Con el humo al cuello
Lo que nos causa escozor no es la devastación de las áreas naturales sino que algunas de sus consecuencias más aparatosas irrumpan en nuestra vida y la incomoden
Varios incendios forestales han arrasado este año las menguantes áreas de naturaleza que aún bordean partes de la Ciudad de México y Guadalajara, las dos mayores urbes del país. Esto no sucede por casualidad o mala fortuna. Los fuegos en áreas boscosas suelen ser responsabilidad de quemas agrícolas fuera de control, de actividades ganaderas irregulares, de la inconsciencia y negligencia en general y, en mucho menor medida, de eventos naturales (la proporción es categórica, según la Semarnat: un 99% debido a actividades humanas contra 1% debido a causas naturales). Pero hay un matiz: según las cifras oficiales más recientes (2017), solo alrededor del 20% de los incendios forestales son intencionales. Una quinta parte. Los que privan ahí son el accidente y el error (y acá hemos de incluir el error de reducir el presupuesto de prevención y combate a incendios, con el pretexto de la autoridad, que le está saliendo caro el nuevo gobierno…).

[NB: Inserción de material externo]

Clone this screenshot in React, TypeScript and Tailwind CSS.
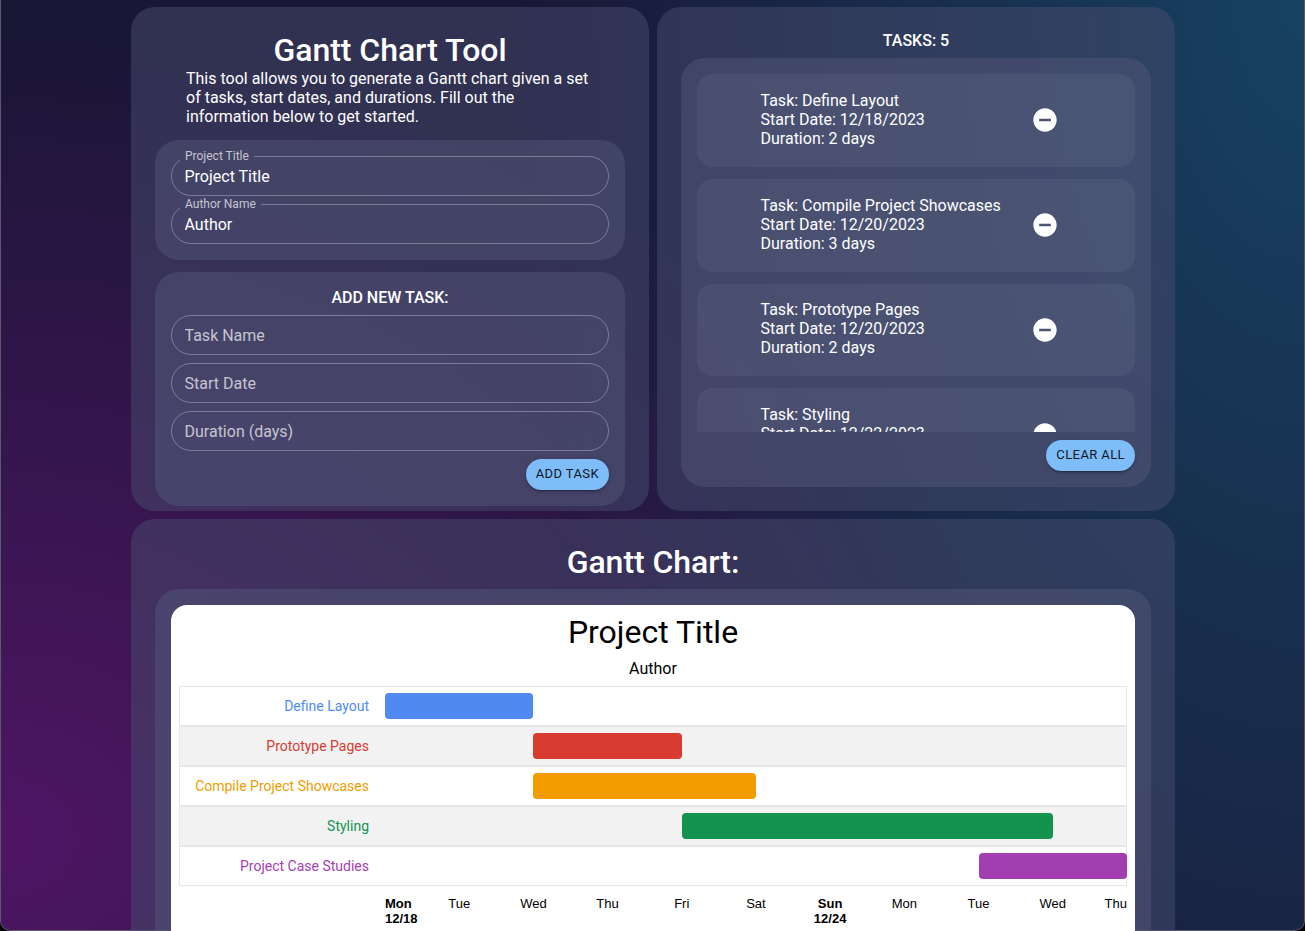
const font = "font-['Roboto',sans-serif]";

const tasks = [
  { name: "Define Layout", start: "12/18/2023", days: 2 },
  { name: "Compile Project Showcases", start: "12/20/2023", days: 3 },
  { name: "Prototype Pages", start: "12/20/2023", days: 2 },
  { name: "Styling", start: "12/22/2023", days: 5 },
];

const DAY = 74.2;

const rows = [
  { name: "Define Layout", from: 0, days: 2, text: "text-[#4f8bf5]", bar: "bg-[#5189f3]" },
  { name: "Prototype Pages", from: 2, days: 2, text: "text-[#d93a30]", bar: "bg-[#d83b30]" },
  { name: "Compile Project Showcases", from: 2, days: 3, text: "text-[#f29d00]", bar: "bg-[#f29c00]" },
  { name: "Styling", from: 4, days: 5, text: "text-[#149350]", bar: "bg-[#149350]" },
  { name: "Project Case Studies", from: 8, days: 2, text: "text-[#a53eb3]", bar: "bg-[#a33eb1]" },
];

const ticks = [
  { day: "Mon", date: "12/18" },
  { day: "Tue" },
  { day: "Wed" },
  { day: "Thu" },
  { day: "Fri" },
  { day: "Sat" },
  { day: "Sun", date: "12/24" },
  { day: "Mon" },
  { day: "Tue" },
  { day: "Wed" },
  { day: "Thu" },
];

const Field = ({ label, value, placeholder }: { label?: string; value?: string; placeholder?: string }) => (
  <div className="relative h-10">
    <input
      readOnly
      value={value ?? ""}
      placeholder={placeholder}
      className="h-full w-full bg-transparent px-[13.5px] text-base text-white outline-none placeholder:text-white/70"
    />
    <fieldset className="pointer-events-none absolute inset-x-0 bottom-0 -top-[5px] rounded-[20px] border border-white/30 px-2">
      {label ? (
        <legend className="h-[11px] px-[5px] text-xs leading-[11px] text-white/70">{label}</legend>
      ) : (
        <legend className="h-[11px] w-0 p-0" />
      )}
    </fieldset>
  </div>
);

const Action = ({ children }: { children: string }) => (
  <button className="h-[31px] rounded-full bg-[#7fbdf8] px-[10px] pb-px text-[13px] font-normal tracking-[0.4px] text-[#10151f] shadow-[0_3px_1px_-2px_rgba(0,0,0,0.2),0_2px_2px_0_rgba(0,0,0,0.14),0_1px_5px_0_rgba(0,0,0,0.12)]">
    {children}
  </button>
);

const MinusIcon = () => (
  <svg viewBox="0 0 24 24" className="h-7 w-7 shrink-0 fill-white">
    <path d="M12 2C6.48 2 2 6.48 2 12s4.48 10 10 10 10-4.48 10-10S17.52 2 12 2zm5 11H7v-2h10v2z" />
  </svg>
);

export default function App() {
  return (
    <div className="h-[931px] w-[1305px] overflow-hidden bg-black">
      <div
        className={`${font} h-[931px] w-[1305px] overflow-hidden rounded-b-[10px] bg-[#1a1636] bg-[radial-gradient(ellipse_1000px_800px_at_0%_90%,#4f1564_0%,rgba(79,21,100,0)_100%),radial-gradient(ellipse_800px_1400px_at_100%_0%,#174262_0%,rgba(23,66,98,0)_100%)] pl-px text-white shadow-[inset_1px_0_0_#5a5a6e,inset_-1px_0_0_#5a5a6e,inset_0_-1px_0_#5a5a6e]`}
      >
        <div className="mx-auto flex w-[1044px] flex-col gap-2 pt-[7px]">
          <div className="grid grid-cols-2 gap-2">
            {/* left panel */}
            <section className="flex h-[504px] flex-col rounded-3xl bg-[rgba(72,75,110,0.5)] p-6">
              <h1 className="text-center text-[32px] font-[480] leading-[38px] tracking-[-0.05px]">Gantt Chart Tool</h1>
              <p className="mx-auto w-[408px] text-base leading-[19px]">
                This tool allows you to generate a Gantt chart given a set of tasks, start dates, and durations. Fill out the information below to get started.
              </p>
              <div className="mt-[14px] flex flex-col gap-2 rounded-3xl bg-[rgba(82,85,120,0.5)] p-4">
                <Field label="Project Title" value="Project Title" />
                <Field label="Author Name" value="Author" />
              </div>
              <div className="mt-3 flex flex-col gap-2 rounded-3xl bg-[rgba(82,85,120,0.5)] p-4">
                <h2 className="h-[19px] text-center text-base font-medium leading-[19px]">ADD NEW TASK:</h2>
                <Field placeholder="Task Name" />
                <Field placeholder="Start Date" />
                <Field placeholder="Duration (days)" />
                <div className="flex justify-end">
                  <Action>ADD TASK</Action>
                </div>
              </div>
            </section>

            {/* right panel */}
            <section className="flex h-[504px] flex-col rounded-3xl bg-[rgba(72,75,110,0.5)] px-6 pt-6">
              <h2 className="h-[27px] text-center text-base font-medium leading-[19px]">TASKS: 5</h2>
              <div className="flex h-[429px] flex-col rounded-3xl bg-[rgba(82,85,120,0.5)] p-4">
                <div className="flex h-[358px] flex-col gap-3 overflow-hidden">
                  {tasks.map((task) => (
                    <div key={task.name} className="flex h-[92.75px] shrink-0 items-center rounded-2xl bg-white/[0.05] pl-[63.5px]">
                      <div className="w-[270.5px] -translate-y-[1.5px] text-base leading-[19px]">
                        <div>Task: {task.name}</div>
                        <div>Start Date: {task.start}</div>
                        <div>Duration: {task.days} days</div>
                      </div>
                      <MinusIcon />
                    </div>
                  ))}
                </div>
                <div className="mt-2 flex justify-end">
                  <Action>CLEAR ALL</Action>
                </div>
              </div>
            </section>
          </div>

          {/* chart panel */}
          <section className="rounded-3xl bg-[rgba(72,75,110,0.5)] px-6 pt-6">
            <h2 className="h-[46px] text-center text-[32px] font-[480] leading-[38px] tracking-[-0.05px]">Gantt Chart:</h2>
            <div className="rounded-3xl bg-[rgba(82,85,120,0.5)] p-4">
              <div className="h-[340px] rounded-2xl bg-white px-2 text-black">
                <h3 className="pt-[8px] text-center text-[32px] font-normal leading-[38px]">Project Title</h3>
                <p className="mt-2 text-center text-base leading-[19px]">Author</p>
                <div className="mt-2 border-x border-[#e6e6e6]">
                  {rows.map((row, i) => (
                    <div
                      key={row.name}
                      className={`flex h-10 items-center border-y border-[#e6e6e6] ${i % 2 === 1 ? "bg-[#f2f2f2]" : "bg-white"}`}
                    >
                      <div className={`w-[189px] shrink-0 text-right text-sm ${row.text}`}>{row.name}</div>
                      <div className="ml-4 flex-1">
                        <div
                          className={`h-[26px] rounded ${row.bar}`}
                          style={{ marginLeft: row.from * DAY, width: row.days * DAY }}
                        />
                      </div>
                    </div>
                  ))}
                </div>
                <div className="mt-[10px] flex pl-[206px] font-['Liberation_Sans',sans-serif] text-[13px] leading-[15px]">
                  {ticks.map((tick, i) => (
                    <div
                      key={i}
                      className={
                        i === 0
                          ? "w-[37.1px] whitespace-nowrap text-left font-bold"
                          : i === ticks.length - 1
                            ? "flex w-[37.1px] justify-end whitespace-nowrap"
                            : `w-[74.2px] whitespace-nowrap text-center ${tick.date ? "font-bold" : ""}`
                      }
                    >
                      {tick.day}
                      {tick.date ? <div>{tick.date}</div> : null}
                    </div>
                  ))}
                </div>
              </div>
            </div>
          </section>
        </div>
      </div>
    </div>
  );
}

En las zonas limítrofes de las ciudades los siniestros pueden obedecer a patrones y motivaciones diferentes (y también pueden entrar en otras estadísticas, puesto que las áreas en que se producen no siempre son consideradas forestales). Y el principal causal que viene a la mente de cualquiera que se asome al tema son las quemas intencionales, deliberadas y ejecutadas como parte de un plan. Los desarrolladores urbanos, ávidos de tierras para fraccionar, suelen ser señalados por los medios y el común de las personas por estas salvajadas, pero las indagaciones oficiales en México no suelen esclarecerlo legalmente ni, mucho menos, evitarlo. Vayan unos ejemplos: uno de los pocos detenidos este año por prenderle fuego al bosque de la Primavera, en Jalisco, ha sido declarado como inimputable ya en ocasiones anteriores, debido a su estado de salud mental, y será liberado. Otro es menor de edad. Aunque fue detenido en compañía de más personas y en flagrancia, solo él pudo ser identificado como perpetrador del incendio. Y saldrá en poco tiempo, también. Nadie confiesa haber iniciado un fuego por órdenes o a cambio de un pago y probarlo sería complejísimo. Y así, en la impunidad y la sombra, los siniestros siguen, año con año, y carcomen otro trozo de un entorno natural que ya colapsa ante las presiones.
Los ciudadanos se quejan, claro, pero solo cuando el humo literalmente los ahoga. Debido a los incendios, los niveles de contaminación en la capital del país y en la de Jalisco se dispararon la semana pasada y las redes se llenaron de protestas y lamentos. Esto es esperable, sin duda. Pero no es algo que haya devenido en una mayor conciencia del daño ambiental que nuestros modos de vida y desarrollo provocan. Vaya: si los empresarios inmobiliarios continúan apropiándose del modo que sea de las zonas contiguas a las ya fincadas y llevan a la ciudad cada vez más lejos es porque sobra quien les compre lo que construyen, ya sea vivienda "de lujo" en zonas arboladas (y que se vende con el discurso de "la vuelta a la naturaleza", aunque la truene) o de vivienda popular suburbana, muy alejada de los centros sociales y laborales pero siempre ofrecida con frases melosas: "Tu casa a tan solo unos minutos del Periférico"… Y al único precio que muchos son capaces de afrontar.
Como sea, parece que lo que nos causa escozor no es la devastación de las áreas naturales sino que algunas de sus consecuencias más aparatosas irrumpan en nuestra vida y la incomoden. Y, francamente, irritarse por el humo es normal, claro, pero el problema de fondo no es la humareda, sino el ecocidio detrás de ella. ¿Hasta dónde crecerán nuestras ya saturadas megalópolis? México tiene tres urbes que se cuentan entre las cien más pobladas del planeta. Ciudades que devoran todo a su alrededor. Y que terminarán por devorarnos también, si no reaccionamos.